##### DATA #####

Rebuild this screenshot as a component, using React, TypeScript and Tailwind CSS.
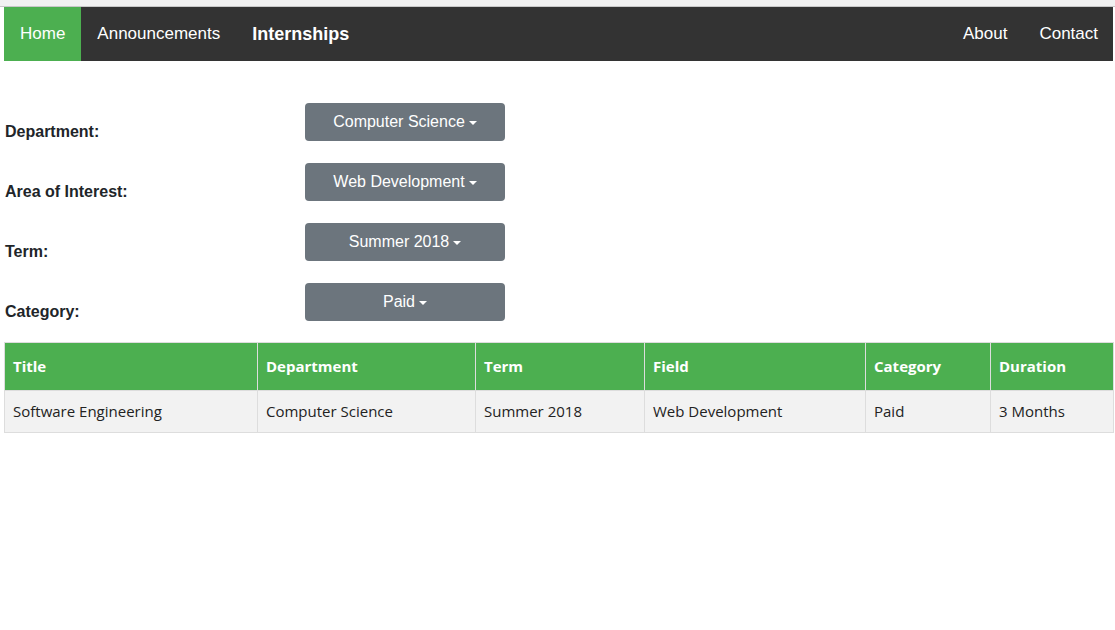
import React from 'react';

const filters = [
  { label: 'Department:', value: 'Computer Science' },
  { label: 'Area of Interest:', value: 'Web Development' },
  { label: 'Term:', value: 'Summer 2018' },
  { label: 'Category:', value: 'Paid' },
];

const columns = [
  { name: 'Title', width: 'w-[253px]' },
  { name: 'Department', width: 'w-[218px]' },
  { name: 'Term', width: 'w-[169px]' },
  { name: 'Field', width: 'w-[221px]' },
  { name: 'Category', width: 'w-[125px]' },
  { name: 'Duration', width: 'w-[123px]' },
];

const rows = [
  ['Software Engineering', 'Computer Science', 'Summer 2018', 'Web Development', 'Paid', '3 Months'],
];

const App: React.FC = () => {
  return (
    <div className="min-h-[630px] bg-white font-['Liberation_Sans',Arial,sans-serif]">
      {/* browser strip */}
      <div className="h-[7px] bg-[#f1f1f1] border-b border-[#c8c8c8]" />

      <nav className="ml-1 w-[1109px] h-[54px] bg-[#333333] flex items-stretch text-white text-[17px]">
        <a className="flex items-center px-4 bg-[#4CAF50]">Home</a>
        <a className="flex items-center px-4">Announcements</a>
        <a className="flex items-center px-4 font-bold text-[18px]">Internships</a>
        <div className="flex-1" />
        <a className="flex items-center pl-4 pr-[16px]">About</a>
        <a className="flex items-center pl-4 pr-[15px]">Contact</a>
      </nav>

      <div className="ml-1 mt-[42px] flex flex-col gap-[22px]">
        {filters.map((f) => (
          <div key={f.label} className="flex items-start h-[38px]">
            <label className="w-[301px] pl-px pt-[17px] leading-6 text-[16px] font-bold text-[#212529]">
              {f.label}
            </label>
            <button className="w-[200px] h-[38px] rounded bg-[#6c757d] text-white text-[16px] flex items-center justify-center">
              {f.value}
              <span className="ml-[4px] mt-[1px] inline-block w-0 h-0 border-t-[4px] border-t-white border-x-[4px] border-x-transparent" />
            </button>
          </div>
        ))}
      </div>

      <table className="ml-1 mt-[21px] w-[1109px] table-fixed border-collapse font-['Open_Sans',sans-serif] text-[15px]">
        <colgroup>
          {columns.map((c) => (
            <col key={c.name} className={c.width} />
          ))}
        </colgroup>
        <thead>
          <tr className="bg-[#4CAF50] text-white">
            {columns.map((c) => (
              <th key={c.name} className="h-[48px] px-2 text-left font-bold border border-[#dddddd]">
                {c.name}
              </th>
            ))}
          </tr>
        </thead>
        <tbody>
          {rows.map((r, i) => (
            <tr key={i} className="bg-[#f2f2f2] text-[#222222]">
              {r.map((cell, j) => (
                <td key={j} className="h-[42px] px-2 border border-[#dddddd]">
                  {cell}
                </td>
              ))}
            </tr>
          ))}
        </tbody>
      </table>
    </div>
  );
};

export default App;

#####

** WRITTEN PROBLEM **
Find the lines above that include the string "React" and copy them.

** SOLUTION BELOW **
Rebuild this screenshot as a component, using React, TypeScript and Tailwind CSS.
import React from 'react';
const App: React.FC = () => {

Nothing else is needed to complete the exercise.